If your using a Seagate SATA disk, do yourself a favor and don't let the temperature of the drive drop below 20 degrees celcius :)

I read an interesting article recently on the various revenue numbers of the big drive manufacturers, and the numbers were surprising to me.

Hitach GST had revenues of $4.8bn in 2009.
Seagate's fiscal 2010 revenue of $11.4bn
Western Digital's latest annual revenue of $9.8bn

I really had no idea Western Digital was so big! After all since they do not (not sure if they ever did) participate in the SCSI / Fibre Channel / SAS arena that leaves them out of the enterprise space for the most part (I never really saw their Raptor line of drives get adopted, too bad!). Of course "Enterprise SATA" has taken off quite a bit in recent years but I would think that would still pale in comparison to Enterprise SAS/SCSI/FC. But maybe not I don't know, haven't looked into the details.

I thought Hitachi was a lot bigger especially since Hitachi bought the disk division from IBM way back when. I used to be a die hard fan of IBM disks, up until the 75GXP fiasco. I'm still weary of them even now. I still have a CDROM filled with "confidential" information with regards to the class action suit that I played a brief part in (the judge kicked me out because he wanted to consolidate the people in the suite to folks in California), very nteresting stuff, not that I remember much of it, I haven't looked at it in years.

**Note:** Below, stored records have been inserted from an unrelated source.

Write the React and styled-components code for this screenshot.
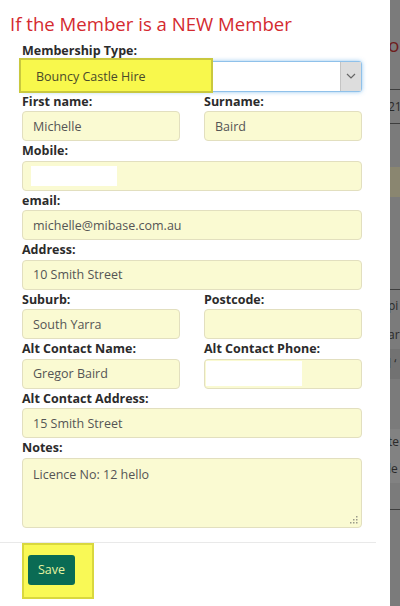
import React from 'react';
import styled, { createGlobalStyle } from 'styled-components';

const GlobalStyle = createGlobalStyle`
  html, body {
    margin: 0;
    padding: 0;
    background: #ffffff;
  }
  body {
    font-family: "Open Sans", "Noto Sans", Arial, sans-serif;
  }
`

const Page = styled.div`
  display: flex;
  width: 400px;
  height: 606px;
  overflow: hidden;
`

const Panel = styled.div`
  width: 390px;
  flex-shrink: 0;
  background: #ffffff;
`

const Title = styled.h3`
  margin: 0;
  padding: 10px 0 0 10px;
  height: 31px;
  line-height: 28px;
  font-size: 18.6px;
  font-weight: 400;
  color: #d42a2f;
`

const Form = styled.div`
  width: 340px;
  margin-left: 22px;
  display: grid;
  grid-template-columns: 158px 158px;
  column-gap: 24px;
`

const Field = styled.div`
  grid-column: ${p => (p.$wide ? '1 / span 2' : 'auto')};
  display: flex;
  flex-direction: column;
`

const Label = styled.label`
  height: 19.5px;
  line-height: 19.5px;
  font-size: 12.5px;
  font-weight: 700;
  color: #2b2b2b;
`

const Input = styled.div`
  position: relative;
  box-sizing: border-box;
  height: ${p => p.$height || 30}px;
  display: flex;
  align-items: ${p => (p.$multi ? 'flex-start' : 'center')};
  padding: ${p => (p.$multi ? '7px 10px' : '0 10px')};
  background: #fafad2;
  border: 1px solid #e2dfbf;
  border-radius: 4px;
  font-size: 12.5px;
  color: #555555;
`

const Blank = styled.span`
  display: block;
  width: ${p => p.$w}px;
  height: ${p => p.$h}px;
  margin-left: ${p => p.$ml}px;
  background: #ffffff;
`

const SelectBox = styled.div`
  position: relative;
  box-sizing: border-box;
  height: 31px;
  display: flex;
  align-items: center;
  background: #ffffff;
  border: 1px solid #8fc1ea;
  border-radius: 3px;
  box-shadow: 0 0 4px rgba(102, 175, 233, 0.7);
  font-size: 12.5px;
  color: #4a4a2a;
`

const Highlight = styled.span`
  position: absolute;
  left: ${p => p.$left}px;
  top: ${p => p.$top}px;
  width: ${p => p.$w}px;
  height: ${p => p.$h}px;
  background: #f8f84c;
  border: 2px solid #c9c83e;
  box-sizing: border-box;
`

const SelectText = styled.span`
  position: relative;
  padding-left: 13px;
  flex: 1;
`

const Chevron = styled.span`
  width: 20px;
  height: 29px;
  display: flex;
  align-items: center;
  justify-content: center;
  background: #dddddd;
  border-left: 1px solid #c4c4c4;
`

const Grip = styled.svg`
  position: absolute;
  right: 2px;
  bottom: 2px;
`

const Divider = styled.div`
  width: 376px;
  height: 1px;
  margin-top: 14px;
  background: #e9e9e9;
`

const Footer = styled.div`
  margin-left: 22px;
  width: 72px;
  height: 56px;
  box-sizing: border-box;
  padding: 10px 0 0 4px;
  background: #f9f956;
  border: 2px solid #d9d83e;
`

const SaveButton = styled.button`
  width: 47px;
  height: 30px;
  padding: 0;
  border: none;
  border-radius: 3px;
  background: #0a6b54;
  color: #e6f3a0;
  font-family: inherit;
  font-size: 12.5px;
`

const Backdrop = styled.div`
  flex: 1;
  background: #7b7b7b;
  display: flex;
  flex-direction: column;
  overflow: hidden;
`

const Strip = styled.div`
  height: ${p => p.$h}px;
  flex-shrink: 0;
  background: ${p => p.$bg || 'transparent'};
  border-bottom: ${p => (p.$line ? `1px solid ${p.$line}` : 'none')};
  color: ${p => p.$color || '#2a2a2a'};
  font-size: ${p => p.$size || 12}px;
  line-height: ${p => p.$h}px;
  white-space: nowrap;
  margin-left: -2px;
`

const strips = [
  { h: 30 },
  { h: 30, text: 'or', color: '#6e1e1e', size: 19 },
  { h: 29, line: '#3e3e3e' },
  { h: 33, text: '21', line: '#3e3e3e' },
  { h: 43 },
  { h: 30, bg: '#8a8670' },
  { h: 92, line: '#3e3e3e' },
  { h: 31, text: 'pi' },
  { h: 28, text: 'ar' },
  { h: 30, text: 'l \u2018', bg: '#727272' },
  { h: 50 },
  { h: 26, text: 'te', bg: '#828282' },
  { h: 28, text: 'le', bg: '#828282' },
  { h: 26, line: '#3e3e3e' },
  { h: 120 },
]

function Chev() {
  return (
    <svg width="10" height="6" viewBox="0 0 10 6">
      <path d="M1 1l4 4 4-4" fill="none" stroke="#666" strokeWidth="1.2" />
    </svg>
  )
}

function ResizeGrip() {
  const dots = [[8, 2], [5, 5], [8, 5], [2, 8], [5, 8], [8, 8]]
  return (
    <Grip width="10" height="10" viewBox="0 0 10 10">
      {dots.map(([x, y]) => (
        <rect key={`${x}-${y}`} x={x - 1} y={y - 1} width="1.5" height="1.5" fill="#9a9a8a" />
      ))}
    </Grip>
  )
}

export default function App() {
  return (
    <Page>
      <GlobalStyle />
      <Panel>
        <Title>If the Member is a NEW Member</Title>
        <Form>
          <Field $wide>
            <Label>Membership Type:</Label>
            <SelectBox>
              <Highlight $left={-4} $top={-4} $w={194} $h={35} />
              <SelectText>Bouncy Castle Hire</SelectText>
              <Chevron><Chev /></Chevron>
            </SelectBox>
          </Field>
          <Field>
            <Label>First name:</Label>
            <Input>Michelle</Input>
          </Field>
          <Field>
            <Label>Surname:</Label>
            <Input>Baird</Input>
          </Field>
          <Field $wide>
            <Label>Mobile:</Label>
            <Input><Blank $w={86} $h={20} $ml={-2} /></Input>
          </Field>
          <Field $wide>
            <Label>email:</Label>
            <Input>michelle@mibase.com.au</Input>
          </Field>
          <Field $wide>
            <Label>Address:</Label>
            <Input>10 Smith Street</Input>
          </Field>
          <Field>
            <Label>Suburb:</Label>
            <Input>South Yarra</Input>
          </Field>
          <Field>
            <Label>Postcode:</Label>
            <Input />
          </Field>
          <Field>
            <Label>Alt Contact Name:</Label>
            <Input>Gregor Baird</Input>
          </Field>
          <Field>
            <Label>Alt Contact Phone:</Label>
            <Input><Blank $w={96} $h={25} $ml={-9} /></Input>
          </Field>
          <Field $wide>
            <Label>Alt Contact Address:</Label>
            <Input>15 Smith Street</Input>
          </Field>
          <Field $wide>
            <Label>Notes:</Label>
            <Input $multi $height={70}>
              Licence No: 12 hello
              <ResizeGrip />
            </Input>
          </Field>
        </Form>
        <Divider />
        <Footer>
          <SaveButton>Save</SaveButton>
        </Footer>
      </Panel>
      <Backdrop>
        {strips.map((s, i) => (
          <Strip key={i} $h={s.h} $bg={s.bg} $line={s.line} $color={s.color} $size={s.size}>
            {s.text}
          </Strip>
        ))}
      </Backdrop>
    </Page>
  )
}
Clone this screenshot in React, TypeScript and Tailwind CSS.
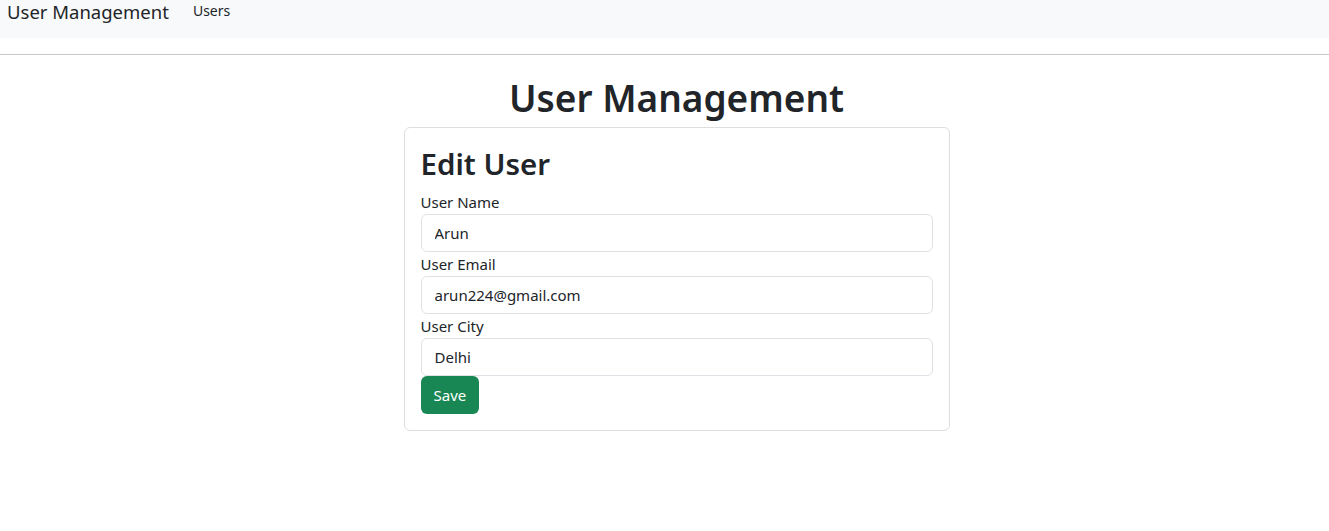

The 75GXP was the only drive where I've ever suffered a "double disk failure" before I could get a replacement in. Only happened once. My company had 3 "backup" servers, one at each office site. Each one had I think it was 5 x 100GB disks, or was it another size, this was back in 2001. RAID5, connected to a 3Ware 7000-series controller. One Friday afternoon one of the disks in my local office failed, so I called to get an RMA, about 2 hours later, another disk failed in a remote office, so I called to get that one RMA'd too.  The next day the bad disk for my local server arrived, but it was essentially DOA from what I recall. So the system kept running in degraded mode( come on how many people's servers in 2001 had hot spares, that's what I thought). There was nobody in the office for the other server in degraded mode so the drive was set to arrive on Monday to be replaced. On Sunday that same weekend a 2nd disk in the remote server failed, killing the RAID array of course. In the end, that particular case wasn't a big deal, it was a backup server after all, everything on the disk was duplicated at least once to another site. But it was still a pain. If memory serves I had a good 15-20 75GXP disks fail over the period of a year or so(both home+work), all of them were what I would consider low duty cycle, hardly being stressed that much. In all cases the data lost wasn't a big deal, it was more of a big deal to be re-installing the systems, that took more time than anything else. Especially the Solaris systems..

[End First Tangent --]
[Begin Second Tangent -- ]

One thing that brings back fond childhood memories related to Seagate is where they are based out of - Scotts Valley, California. Myself I wouldn't consider it in Silicon Valley itself but it is about as close as you can get. I spent a lot of time in Soctts Valley as a kid, I grew up in Boulder Creek, California (up until I was about 12 anyways) which is about 10 miles from Scotts Valley. I considered it(probably still is) the first "big town" to home, where it had things like movie theaters, and arcades. I didn't find out Seagate was based there until a few years ago, but for some reason makes me proud(?), for such a big giant to be located in such a tiny town so close to what I consider home.

[End Second Tangent --]

Google waves goodbye to Mapreduce

TechOps Guy: Nate

From the group of people that brought the Map Reduce algorithm to a much broader audience (despite the concepts being decades old), Google has now outgrown it and is moving on according to our friends at The Register.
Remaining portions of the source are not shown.